Kid’s sex-selective operation can’t be parents’ call: Kerala high court | India News – Times of India
“Granting such permission may result in severe emotional and psychological issues if, on attaining adolescence, the child develops orientation towards the gender other than the one to which the child was converted through surgical intervention,” states Justice V G Arun’s order, issued on Monday.
He said granting the petitioners permission to go ahead with the planned genital reconstructive surgery on their child would impinge on the latter’s rights under articles 14, 19 and 21 of the Constitution.

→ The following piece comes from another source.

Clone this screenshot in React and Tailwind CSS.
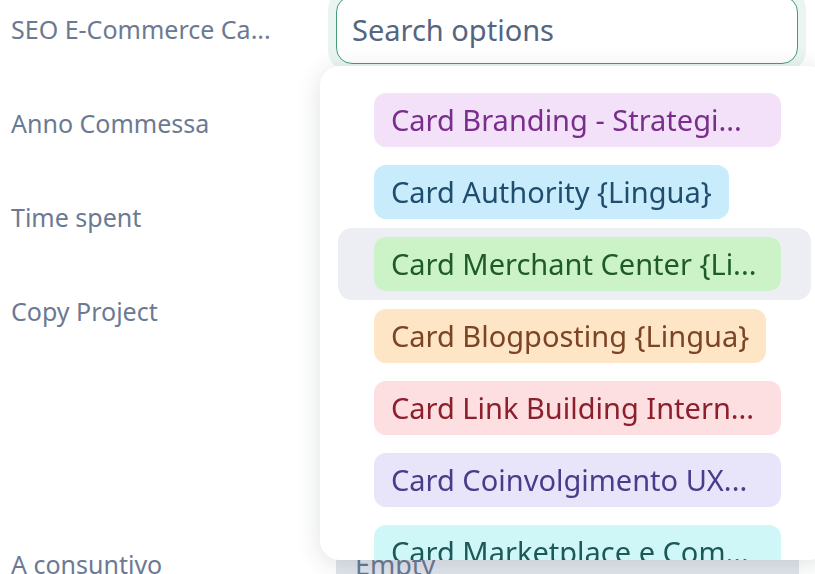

Justice Arun directed the state government to constitute a state-level multi-disciplinary committee comprising experts to examine requests for sex-selective surgery on intersex children. The committee should have a paediatrician, a paediatric endocrinologist, a paediatric surgeon and a child psychiatrist or psychologist, he said.
The court also asked the government to issue within three months an order regulating sex-selective surgeries on infants and older children. Until regulation is in place, all such surgeries shall be conducted only on the basis of the opinion of the state-level multidisciplinary committee, it said.
The child whose parents had moved the petition was diagnosed with congenital adrenal hyperplasia. The child’s doctors advised surgery, but no surgeon was willing to perform one without legal sanction.
The government had previously submitted in court that the medical board that examined the child suggested the constitution of a committee competent to take a studied and legally sound decision in such a situation.
The court directed the committee to take a call based on whether the child was facing “any life-threatening situation due to ambiguous genitalia”.